J’utilise le mot dépendance, mais je devrais plutôt parler de diktat du téléphone, ce que le philosophe italien Maurizio Ferraris, qui a beaucoup réfléchi à la question, qualifie de « mobilisation générale ». Le cellulaire nous impose une forme de « militarisation », aime-t-il à dire.

Autrefois, on pouvait dire : « Je te rappelle ce soir. » Maintenant, on doit répondre, peu importe ce qu’on fait et où on est. La barrière entre vie privée et vie publique a sauté. On peut pénétrer dans la bulle de l’autre quand on veut et l’autre a l’obligation de nous y laisser entrer.

Cinquante ans après sa création (par Martin Cooper, ingénieur chez Motorola), le téléphone portable a fait de nous de bons soldats toujours prêts à se mettre au garde-à-vous.

Ah ! le fameux devoir de réponse ! T’es où ? Tu fais quoi ?

Alors, quand on parle de liberté et de mobilité, laissez-moi rire.

Notre rapport avec le téléphone est hautement culturel. Un ami me disait que les Japonais ne parlent pas à voix haute sur leur cellulaire en public. En Allemagne, une tendance veut qu’on mette de côté les ordis et les portables quand arrive la fin de semaine.

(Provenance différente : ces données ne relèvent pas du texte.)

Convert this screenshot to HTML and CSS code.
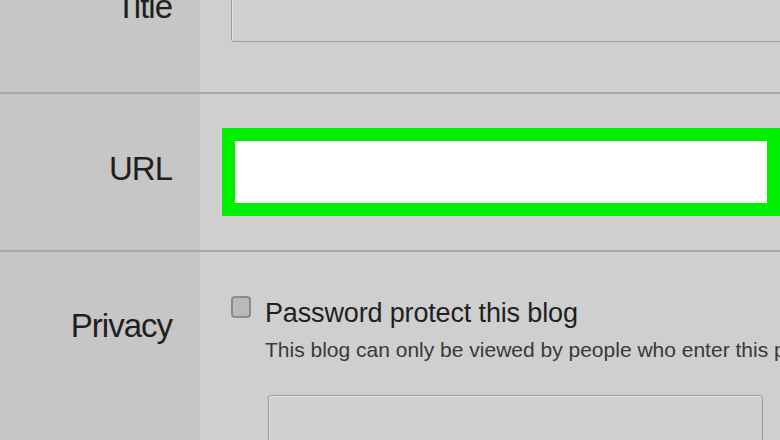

Et nous, qu’attendons-nous pour changer les codes ? Les gens qui arrivent au resto avec des amis et qui posent leur téléphone sur la table comme s’ils étaient des cardiologues de garde, ceux qui prennent un appel non urgent et qui étirent la conversation devant les autres, ceux qui se penchent sur leur téléphone au moindre nouveau message.

Et si on commençait par éteindre le haut-parleur ? Ça serait un bon début.

D’ailleurs, vous ne trouvez pas aberrant que l’on protège la confidentialité de nos conversations lorsque nous sommes au resto, mais que, quand on est au téléphone, on n’hésite pas à les exposer à n’importe qui ?

Ça me rappelle que je devrais voir mes amis plus souvent au resto.

* Enquête NETendances de l’Académie de la transformation numérique (ATN) intitulée L’usage des appareils mobiles au Québec, mai 2021.